Choking back tears at a plea hearing, a former top Brooklyn prosecutor apologized Monday for forging judges’ signatures to illegally wiretap cellphones.

BROOKLYN, N.Y. (CN) — One of Brooklyn’s former top prosecutors choked back tears Monday as she admitted at a plea hearing that she forged judges’ signatures to surveil cellphones linked to a reported love interest.

“I would just like to apologize and say I’m so sorry for my actions and anyone whom [they] affected,” said Tara Lenich, her voice cracking.

The former deputy chief district attorney of Kings County, Lenich was indicted weeks earlier on two counts of illegal interception of communications.

After her arrest in November, New York City tabloids reported that Lenich had been trying to eavesdrop on a married love interest’s conversations with a fellow prosecutor.

The love interest has been identified as Jarrett Lemieux, a detective with the New York City Police Department. Stephanie Rosenfeld is the other prosecutor.

Lenich’s indictment is silent as to her motive and targets, but it details how she physically cut-and-pasted signatures to create forged orders.

Early on Monday afternoon, Lenich admitted to creating seven forged signatures on one cellphone and 17 forged signatures for the other.

“The indictment’s numbers seem correct,” Lenich said.

Her guilty pleas carry a possible sentence of up to 10 years in prison, but Lenich is likely to receive a far lighter penalty.

U.S. District Judge William Kuntz said that her guideline range calls for eight to 14 months imprisonment, and that the minimum sentence would allow her time to be served via house arrest or a halfway house.

Lenich’s illegal wiretaps last for 16 months, from June 2015 until Nov. 27, 2016, federal prosecutors say.

Defense attorney Gary Farrell told reporters that his client’s reputation before this period should be taken into account.

“We take comfort with knowing that Judge Kuntz will consider Ms. Lenich’s otherwise exemplary personal and professional life when she’s sentenced,” Farrell said.

Farrell said that it is no surprise that his client pleaded guilty just one week after the unsealing of her indictment on March 27.

“From the beginning, Ms. Lenich has wanted to fully accept responsibility for her actions in this case,” he said.

Declining to comment on today’s plea, the Kings County District Attorney’s Office referred to its comment Lenich’s arrest in November.

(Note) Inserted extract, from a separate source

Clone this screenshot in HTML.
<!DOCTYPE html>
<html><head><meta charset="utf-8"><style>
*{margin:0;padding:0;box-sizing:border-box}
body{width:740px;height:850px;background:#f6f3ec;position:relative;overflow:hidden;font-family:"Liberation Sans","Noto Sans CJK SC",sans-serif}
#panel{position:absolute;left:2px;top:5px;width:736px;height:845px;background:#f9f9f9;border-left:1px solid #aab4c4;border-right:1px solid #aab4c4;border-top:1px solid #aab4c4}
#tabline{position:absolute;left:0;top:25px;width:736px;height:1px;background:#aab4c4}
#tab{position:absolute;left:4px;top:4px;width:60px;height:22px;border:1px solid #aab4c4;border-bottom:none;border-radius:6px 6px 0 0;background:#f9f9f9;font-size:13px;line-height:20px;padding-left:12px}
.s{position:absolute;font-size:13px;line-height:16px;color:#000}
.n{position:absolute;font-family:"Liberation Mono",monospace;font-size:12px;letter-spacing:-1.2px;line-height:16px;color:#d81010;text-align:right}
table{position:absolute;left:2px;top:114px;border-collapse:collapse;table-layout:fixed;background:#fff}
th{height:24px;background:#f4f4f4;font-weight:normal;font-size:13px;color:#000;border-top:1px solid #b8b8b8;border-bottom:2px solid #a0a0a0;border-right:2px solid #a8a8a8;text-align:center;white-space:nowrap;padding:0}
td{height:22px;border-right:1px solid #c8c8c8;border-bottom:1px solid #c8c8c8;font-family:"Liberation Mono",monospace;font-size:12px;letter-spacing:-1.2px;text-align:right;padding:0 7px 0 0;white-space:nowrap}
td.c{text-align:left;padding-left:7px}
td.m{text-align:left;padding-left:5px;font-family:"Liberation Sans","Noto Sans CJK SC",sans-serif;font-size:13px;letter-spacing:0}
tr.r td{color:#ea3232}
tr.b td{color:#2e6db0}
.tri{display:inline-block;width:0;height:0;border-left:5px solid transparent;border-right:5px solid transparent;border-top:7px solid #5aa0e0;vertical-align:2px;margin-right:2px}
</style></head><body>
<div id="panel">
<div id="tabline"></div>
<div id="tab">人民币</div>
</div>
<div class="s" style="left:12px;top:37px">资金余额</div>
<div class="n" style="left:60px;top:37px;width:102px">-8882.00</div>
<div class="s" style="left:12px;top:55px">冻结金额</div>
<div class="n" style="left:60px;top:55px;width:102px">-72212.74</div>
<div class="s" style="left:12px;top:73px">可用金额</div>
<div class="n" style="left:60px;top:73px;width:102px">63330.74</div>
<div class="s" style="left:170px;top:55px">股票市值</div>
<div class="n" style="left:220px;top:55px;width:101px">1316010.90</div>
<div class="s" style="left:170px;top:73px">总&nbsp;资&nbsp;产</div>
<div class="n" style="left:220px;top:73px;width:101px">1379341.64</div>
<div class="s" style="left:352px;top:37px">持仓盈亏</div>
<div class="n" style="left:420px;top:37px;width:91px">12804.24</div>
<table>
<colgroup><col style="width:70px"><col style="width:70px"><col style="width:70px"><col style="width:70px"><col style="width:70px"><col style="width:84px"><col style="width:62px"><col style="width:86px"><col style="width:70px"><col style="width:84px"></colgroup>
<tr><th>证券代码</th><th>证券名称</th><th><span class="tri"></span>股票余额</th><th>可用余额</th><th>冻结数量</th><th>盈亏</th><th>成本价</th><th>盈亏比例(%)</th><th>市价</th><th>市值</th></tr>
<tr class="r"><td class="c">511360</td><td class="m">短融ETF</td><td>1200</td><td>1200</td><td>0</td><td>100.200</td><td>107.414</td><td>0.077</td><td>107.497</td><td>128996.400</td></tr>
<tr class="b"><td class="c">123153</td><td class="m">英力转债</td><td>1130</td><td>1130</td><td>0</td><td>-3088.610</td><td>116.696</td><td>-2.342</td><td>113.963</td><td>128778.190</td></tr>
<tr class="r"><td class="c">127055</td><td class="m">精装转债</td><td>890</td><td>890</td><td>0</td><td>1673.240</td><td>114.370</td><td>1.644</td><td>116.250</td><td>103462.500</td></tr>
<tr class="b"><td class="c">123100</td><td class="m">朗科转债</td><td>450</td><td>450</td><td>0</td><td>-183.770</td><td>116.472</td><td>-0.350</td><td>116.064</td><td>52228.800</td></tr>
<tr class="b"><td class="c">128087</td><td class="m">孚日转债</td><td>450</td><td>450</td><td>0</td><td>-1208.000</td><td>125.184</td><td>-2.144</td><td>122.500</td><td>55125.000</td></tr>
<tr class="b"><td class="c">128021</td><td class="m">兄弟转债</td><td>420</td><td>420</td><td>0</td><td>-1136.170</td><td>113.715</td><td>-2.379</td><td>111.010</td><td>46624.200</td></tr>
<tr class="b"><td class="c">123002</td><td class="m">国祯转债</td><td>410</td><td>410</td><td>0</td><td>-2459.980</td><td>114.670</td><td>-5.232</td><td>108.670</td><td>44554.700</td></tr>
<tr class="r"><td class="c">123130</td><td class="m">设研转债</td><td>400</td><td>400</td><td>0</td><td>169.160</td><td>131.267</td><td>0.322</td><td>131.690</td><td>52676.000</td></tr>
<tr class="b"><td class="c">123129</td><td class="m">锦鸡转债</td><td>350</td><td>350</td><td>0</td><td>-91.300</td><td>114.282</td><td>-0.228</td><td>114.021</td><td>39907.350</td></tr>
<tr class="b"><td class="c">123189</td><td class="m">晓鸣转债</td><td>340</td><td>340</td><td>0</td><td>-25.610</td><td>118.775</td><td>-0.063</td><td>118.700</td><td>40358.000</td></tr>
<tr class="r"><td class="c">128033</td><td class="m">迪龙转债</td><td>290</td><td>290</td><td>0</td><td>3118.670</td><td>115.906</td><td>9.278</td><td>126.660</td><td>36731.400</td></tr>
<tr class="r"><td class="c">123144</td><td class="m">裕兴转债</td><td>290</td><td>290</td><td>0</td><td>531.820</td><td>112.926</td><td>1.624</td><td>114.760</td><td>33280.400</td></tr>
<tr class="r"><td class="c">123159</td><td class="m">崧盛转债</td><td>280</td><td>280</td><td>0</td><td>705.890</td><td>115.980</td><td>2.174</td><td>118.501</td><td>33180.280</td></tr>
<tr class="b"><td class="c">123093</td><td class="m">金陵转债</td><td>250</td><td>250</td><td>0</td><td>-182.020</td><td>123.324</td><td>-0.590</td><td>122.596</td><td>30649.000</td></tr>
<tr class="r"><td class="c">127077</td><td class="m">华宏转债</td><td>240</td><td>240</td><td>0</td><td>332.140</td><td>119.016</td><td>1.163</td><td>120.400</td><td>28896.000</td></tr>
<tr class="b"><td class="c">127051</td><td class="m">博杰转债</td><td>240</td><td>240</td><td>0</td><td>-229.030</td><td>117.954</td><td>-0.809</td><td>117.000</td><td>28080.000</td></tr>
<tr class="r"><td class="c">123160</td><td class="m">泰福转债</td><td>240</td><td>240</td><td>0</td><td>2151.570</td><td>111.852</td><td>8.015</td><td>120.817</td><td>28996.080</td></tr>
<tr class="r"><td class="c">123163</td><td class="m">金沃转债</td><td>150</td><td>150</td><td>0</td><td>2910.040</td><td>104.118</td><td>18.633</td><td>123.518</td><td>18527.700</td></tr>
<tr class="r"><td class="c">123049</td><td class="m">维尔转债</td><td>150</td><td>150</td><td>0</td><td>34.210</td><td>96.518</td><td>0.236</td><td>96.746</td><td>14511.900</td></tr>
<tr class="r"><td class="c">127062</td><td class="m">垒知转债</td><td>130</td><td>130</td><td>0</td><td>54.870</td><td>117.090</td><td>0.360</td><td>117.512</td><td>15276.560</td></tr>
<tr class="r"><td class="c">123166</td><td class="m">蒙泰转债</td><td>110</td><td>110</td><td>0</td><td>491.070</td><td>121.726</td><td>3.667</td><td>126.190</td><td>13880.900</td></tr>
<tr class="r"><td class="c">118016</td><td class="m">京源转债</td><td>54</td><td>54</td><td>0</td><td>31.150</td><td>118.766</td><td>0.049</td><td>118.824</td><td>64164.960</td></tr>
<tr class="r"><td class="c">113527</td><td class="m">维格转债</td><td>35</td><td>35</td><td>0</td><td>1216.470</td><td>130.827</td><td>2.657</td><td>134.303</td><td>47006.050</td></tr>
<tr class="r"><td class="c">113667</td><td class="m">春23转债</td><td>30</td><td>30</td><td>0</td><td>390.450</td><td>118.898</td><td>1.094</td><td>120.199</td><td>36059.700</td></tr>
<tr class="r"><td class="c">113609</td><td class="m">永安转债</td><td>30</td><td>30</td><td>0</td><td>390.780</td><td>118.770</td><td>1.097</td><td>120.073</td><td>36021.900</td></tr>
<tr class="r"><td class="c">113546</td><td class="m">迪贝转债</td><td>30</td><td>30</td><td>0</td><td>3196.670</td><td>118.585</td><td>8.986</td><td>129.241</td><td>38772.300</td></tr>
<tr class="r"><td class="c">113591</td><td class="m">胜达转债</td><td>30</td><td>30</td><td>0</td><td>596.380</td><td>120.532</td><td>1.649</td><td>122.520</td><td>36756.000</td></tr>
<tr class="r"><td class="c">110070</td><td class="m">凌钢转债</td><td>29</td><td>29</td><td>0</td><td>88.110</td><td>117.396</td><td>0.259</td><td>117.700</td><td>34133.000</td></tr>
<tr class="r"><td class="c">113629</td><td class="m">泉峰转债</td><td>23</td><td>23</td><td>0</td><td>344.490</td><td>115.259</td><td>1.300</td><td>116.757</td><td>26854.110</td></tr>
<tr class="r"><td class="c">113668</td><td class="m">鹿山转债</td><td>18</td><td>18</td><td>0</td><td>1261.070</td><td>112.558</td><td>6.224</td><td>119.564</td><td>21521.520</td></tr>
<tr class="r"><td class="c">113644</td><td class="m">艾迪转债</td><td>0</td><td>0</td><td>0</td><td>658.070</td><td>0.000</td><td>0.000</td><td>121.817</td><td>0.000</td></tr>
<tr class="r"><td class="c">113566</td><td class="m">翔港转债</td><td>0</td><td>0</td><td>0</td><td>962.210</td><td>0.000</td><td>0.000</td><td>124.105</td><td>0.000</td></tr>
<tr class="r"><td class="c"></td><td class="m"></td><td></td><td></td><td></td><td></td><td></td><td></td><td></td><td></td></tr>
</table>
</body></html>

“As soon as these allegations were uncovered, we conducted a swift and thorough investigation, immediately terminated the employee and ordered a comprehensive review of our protocols and procedures to make sure that this abuse of authority never happens again,” a spokesperson said at the time.

Some four months after this statement, the district attorney’s office still has not released the promised review to the public. 

Lenich’s high rank made her one of the few prosecutors within the office able to circumvent the protocols, a law-enforcement source said.

The source declined to confirm whether any review would be released.

The probation department must submit a presentence report on Oct. 3, but a sentencing date has not been set.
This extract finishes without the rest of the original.